Yeah, ok, I didn't feel that guilty about laughing.
Walking up the hill I got a bit of a shock when a skinhead emerged from a side passage. He didn't come at me with a Stanley knife, nothing like that; it was just that he was 100% skinhead: bald, checked shirt with braces under a bomber jacket, jeans that were turned up just above his boots. He was straight out of the 1970s, or rather, straight out of my family album: much to the amusement of my brother and I my mum used to be a skinhead. Like everything that happened to your parents before you was born, this has provided hours of laughter for us.
(In the interests of tonsorial equality, I will point out that my dad spent much of the seventies with a white man afro, my brother once dyed his hair the colour of marmalade by mistake, and this very blog is an ongoing catalogue of my battles with a whole series of hairstyles that don't suit me in the slightest.)
At the top of the hill, eureka! A smutty sign!
COCKPIT. As in COCK. As in PENIS. ROFL.
I'd have laughed louder except there was a funeral just arriving at the church over the way.
I figured that was as good as it would get for Kenneth Williams-esque blinders so I headed back to the station. The workmen were still there, now shoveling the snow on the other platform, chatting about their girlfriends all the while.
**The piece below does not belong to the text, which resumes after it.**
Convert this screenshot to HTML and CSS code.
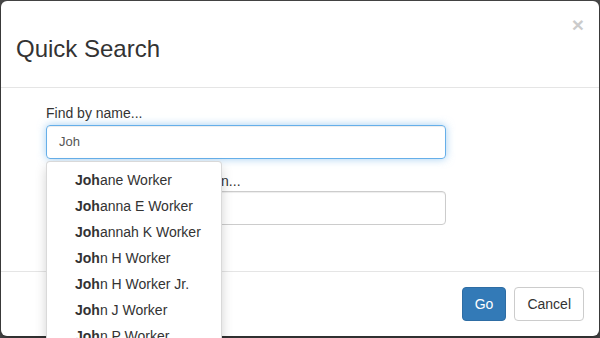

To hide from the cold, I went into the waiting room, but it smelt like my rabbit's cage when it needed mucking out so instead I sat on the platform and waited for my next train.
I hoped the train would be a nice smooth modern one, not a rickety Pacer. There's nothing worse than climbing on board for a ride then bouncing around so much you end up with a sore backside.
OOER! FNAR! YUK-YUK!
2 comments:
I don't see any jokes in your entry (fnarr fnarr!) about Scunthorpe!
I have very little interest in Scunthorpes.